TASK DESCRIPTION: Give the listing again exactly, omitting its images.

PROVIDED DATA:
+===+

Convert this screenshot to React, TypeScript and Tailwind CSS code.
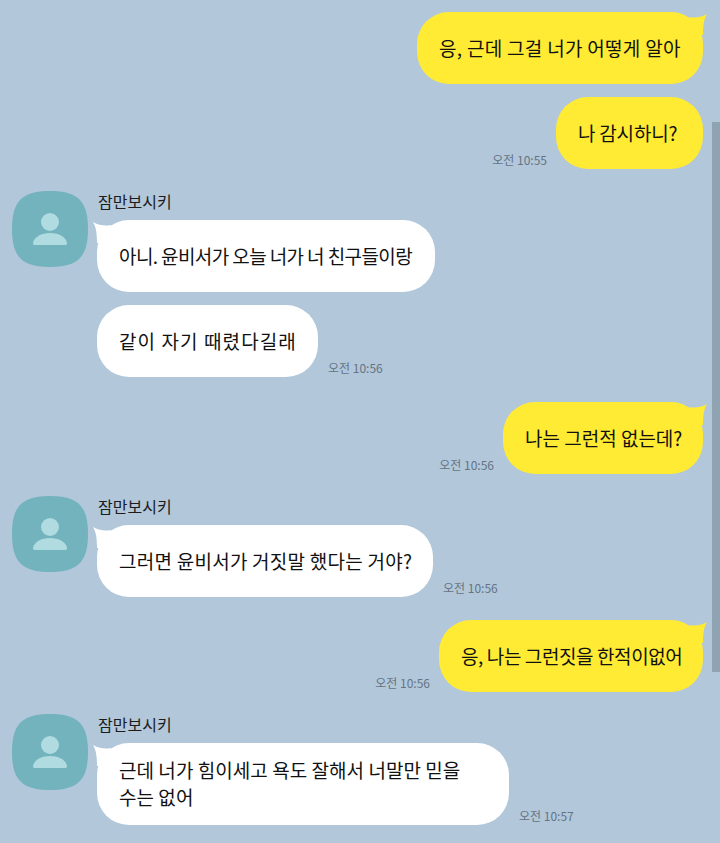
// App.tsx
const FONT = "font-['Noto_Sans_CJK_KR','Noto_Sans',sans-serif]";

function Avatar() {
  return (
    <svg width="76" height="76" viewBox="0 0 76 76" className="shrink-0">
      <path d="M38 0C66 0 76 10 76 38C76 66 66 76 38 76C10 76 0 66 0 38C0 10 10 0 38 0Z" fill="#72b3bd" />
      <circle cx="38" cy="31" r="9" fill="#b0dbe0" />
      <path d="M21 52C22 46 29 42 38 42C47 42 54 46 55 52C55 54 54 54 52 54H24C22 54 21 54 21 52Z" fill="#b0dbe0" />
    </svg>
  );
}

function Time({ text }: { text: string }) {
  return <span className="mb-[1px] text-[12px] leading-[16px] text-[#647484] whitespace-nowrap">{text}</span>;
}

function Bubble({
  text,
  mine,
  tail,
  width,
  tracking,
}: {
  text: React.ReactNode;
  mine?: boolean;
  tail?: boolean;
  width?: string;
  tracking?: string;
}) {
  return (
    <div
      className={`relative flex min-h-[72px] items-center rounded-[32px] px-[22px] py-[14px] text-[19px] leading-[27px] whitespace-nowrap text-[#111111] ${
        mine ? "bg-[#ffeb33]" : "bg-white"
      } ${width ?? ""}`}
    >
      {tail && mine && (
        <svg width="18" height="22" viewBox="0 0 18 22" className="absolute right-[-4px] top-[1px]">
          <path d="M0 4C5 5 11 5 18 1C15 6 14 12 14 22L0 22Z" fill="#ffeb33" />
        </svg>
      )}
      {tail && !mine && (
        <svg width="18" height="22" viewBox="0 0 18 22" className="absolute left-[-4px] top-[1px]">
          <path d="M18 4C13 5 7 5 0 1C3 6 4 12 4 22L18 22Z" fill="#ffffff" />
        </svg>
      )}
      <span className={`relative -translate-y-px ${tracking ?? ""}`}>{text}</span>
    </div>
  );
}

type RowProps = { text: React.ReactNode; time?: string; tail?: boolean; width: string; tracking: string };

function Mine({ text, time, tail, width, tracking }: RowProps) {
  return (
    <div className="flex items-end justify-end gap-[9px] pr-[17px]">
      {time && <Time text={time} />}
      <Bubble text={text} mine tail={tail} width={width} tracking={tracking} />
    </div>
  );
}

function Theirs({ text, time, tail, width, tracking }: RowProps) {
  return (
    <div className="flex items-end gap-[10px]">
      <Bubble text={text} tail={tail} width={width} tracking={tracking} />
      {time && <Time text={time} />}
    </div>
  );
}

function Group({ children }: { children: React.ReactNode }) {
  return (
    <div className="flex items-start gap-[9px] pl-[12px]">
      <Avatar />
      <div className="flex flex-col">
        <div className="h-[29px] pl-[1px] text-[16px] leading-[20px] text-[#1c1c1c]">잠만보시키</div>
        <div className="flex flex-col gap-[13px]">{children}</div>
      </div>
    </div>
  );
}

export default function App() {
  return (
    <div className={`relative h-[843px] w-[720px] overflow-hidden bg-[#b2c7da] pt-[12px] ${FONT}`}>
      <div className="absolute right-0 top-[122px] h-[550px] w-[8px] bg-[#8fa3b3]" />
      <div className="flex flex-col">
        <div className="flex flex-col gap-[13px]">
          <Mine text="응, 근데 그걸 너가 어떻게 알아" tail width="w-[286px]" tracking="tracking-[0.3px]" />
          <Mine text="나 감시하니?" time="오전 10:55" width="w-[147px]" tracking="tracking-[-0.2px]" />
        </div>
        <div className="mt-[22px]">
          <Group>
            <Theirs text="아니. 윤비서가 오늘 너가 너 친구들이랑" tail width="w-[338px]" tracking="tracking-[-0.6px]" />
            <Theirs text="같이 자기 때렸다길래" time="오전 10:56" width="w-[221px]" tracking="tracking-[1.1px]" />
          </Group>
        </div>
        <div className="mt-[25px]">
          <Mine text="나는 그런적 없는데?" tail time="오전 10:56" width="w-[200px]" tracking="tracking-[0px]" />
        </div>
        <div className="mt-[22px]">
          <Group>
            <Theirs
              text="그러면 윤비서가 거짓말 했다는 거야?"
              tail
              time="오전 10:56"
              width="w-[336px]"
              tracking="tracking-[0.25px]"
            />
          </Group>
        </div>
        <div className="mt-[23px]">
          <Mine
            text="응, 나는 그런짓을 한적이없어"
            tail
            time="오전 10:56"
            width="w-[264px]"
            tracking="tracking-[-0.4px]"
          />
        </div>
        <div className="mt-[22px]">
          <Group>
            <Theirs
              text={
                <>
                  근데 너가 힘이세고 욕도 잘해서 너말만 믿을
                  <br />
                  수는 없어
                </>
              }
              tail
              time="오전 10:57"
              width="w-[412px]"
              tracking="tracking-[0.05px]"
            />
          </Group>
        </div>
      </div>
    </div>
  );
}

+===+

RESULT:
Convert this screenshot to React, TypeScript and Tailwind CSS code.
// App.tsx
const FONT = "font-['Noto_Sans_CJK_KR','Noto_Sans',sans-serif]";

function Avatar() {
  return (
    <svg width="76" height="76" viewBox="0 0 76 76" className="shrink-0">
      <path d="M38 0C66 0 76 10 76 38C76 66 66 76 38 76C10 76 0 66 0 38C0 10 10 0 38 0Z" fill="#72b3bd" />
      <circle cx="38" cy="31" r="9" fill="#b0dbe0" />
      <path d="M21 52C22 46 29 42 38 42C47 42 54 46 55 52C55 54 54 54 52 54H24C22 54 21 54 21 52Z" fill="#b0dbe0" />
    </svg>
  );
}

function Time({ text }: { text: string }) {
  return <span className="mb-[1px] text-[12px] leading-[16px] text-[#647484] whitespace-nowrap">{text}</span>;
}

function Bubble({
  text,
  mine,
  tail,
  width,
  tracking,
}: {
  text: React.ReactNode;
  mine?: boolean;
  tail?: boolean;
  width?: string;
  tracking?: string;
}) {
  return (
    <div
      className={`relative flex min-h-[72px] items-center rounded-[32px] px-[22px] py-[14px] text-[19px] leading-[27px] whitespace-nowrap text-[#111111] ${
        mine ? "bg-[#ffeb33]" : "bg-white"
      } ${width ?? ""}`}
    >
      {tail && mine && (
        <svg width="18" height="22" viewBox="0 0 18 22" className="absolute right-[-4px] top-[1px]">
          <path d="M0 4C5 5 11 5 18 1C15 6 14 12 14 22L0 22Z" fill="#ffeb33" />
        </svg>
      )}
      {tail && !mine && (
        <svg width="18" height="22" viewBox="0 0 18 22" className="absolute left-[-4px] top-[1px]">
          <path d="M18 4C13 5 7 5 0 1C3 6 4 12 4 22L18 22Z" fill="#ffffff" />
        </svg>
      )}
      <span className={`relative -translate-y-px ${tracking ?? ""}`}>{text}</span>
    </div>
  );
}

type RowProps = { text: React.ReactNode; time?: string; tail?: boolean; width: string; tracking: string };

function Mine({ text, time, tail, width, tracking }: RowProps) {
  return (
    <div className="flex items-end justify-end gap-[9px] pr-[17px]">
      {time && <Time text={time} />}
      <Bubble text={text} mine tail={tail} width={width} tracking={tracking} />
    </div>
  );
}

function Theirs({ text, time, tail, width, tracking }: RowProps) {
  return (
    <div className="flex items-end gap-[10px]">
      <Bubble text={text} tail={tail} width={width} tracking={tracking} />
      {time && <Time text={time} />}
    </div>
  );
}

function Group({ children }: { children: React.ReactNode }) {
  return (
    <div className="flex items-start gap-[9px] pl-[12px]">
      <Avatar />
      <div className="flex flex-col">
        <div className="h-[29px] pl-[1px] text-[16px] leading-[20px] text-[#1c1c1c]">잠만보시키</div>
        <div className="flex flex-col gap-[13px]">{children}</div>
      </div>
    </div>
  );
}

export default function App() {
  return (
    <div className={`relative h-[843px] w-[720px] overflow-hidden bg-[#b2c7da] pt-[12px] ${FONT}`}>
      <div className="absolute right-0 top-[122px] h-[550px] w-[8px] bg-[#8fa3b3]" />
      <div className="flex flex-col">
        <div className="flex flex-col gap-[13px]">
          <Mine text="응, 근데 그걸 너가 어떻게 알아" tail width="w-[286px]" tracking="tracking-[0.3px]" />
          <Mine text="나 감시하니?" time="오전 10:55" width="w-[147px]" tracking="tracking-[-0.2px]" />
        </div>
        <div className="mt-[22px]">
          <Group>
            <Theirs text="아니. 윤비서가 오늘 너가 너 친구들이랑" tail width="w-[338px]" tracking="tracking-[-0.6px]" />
            <Theirs text="같이 자기 때렸다길래" time="오전 10:56" width="w-[221px]" tracking="tracking-[1.1px]" />
          </Group>
        </div>
        <div className="mt-[25px]">
          <Mine text="나는 그런적 없는데?" tail time="오전 10:56" width="w-[200px]" tracking="tracking-[0px]" />
        </div>
        <div className="mt-[22px]">
          <Group>
            <Theirs
              text="그러면 윤비서가 거짓말 했다는 거야?"
              tail
              time="오전 10:56"
              width="w-[336px]"
              tracking="tracking-[0.25px]"
            />
          </Group>
        </div>
        <div className="mt-[23px]">
          <Mine
            text="응, 나는 그런짓을 한적이없어"
            tail
            time="오전 10:56"
            width="w-[264px]"
            tracking="tracking-[-0.4px]"
          />
        </div>
        <div className="mt-[22px]">
          <Group>
            <Theirs
              text={
                <>
                  근데 너가 힘이세고 욕도 잘해서 너말만 믿을
                  <br />
                  수는 없어
                </>
              }
              tail
              time="오전 10:57"
              width="w-[412px]"
              tracking="tracking-[0.05px]"
            />
          </Group>
        </div>
      </div>
    </div>
  );
}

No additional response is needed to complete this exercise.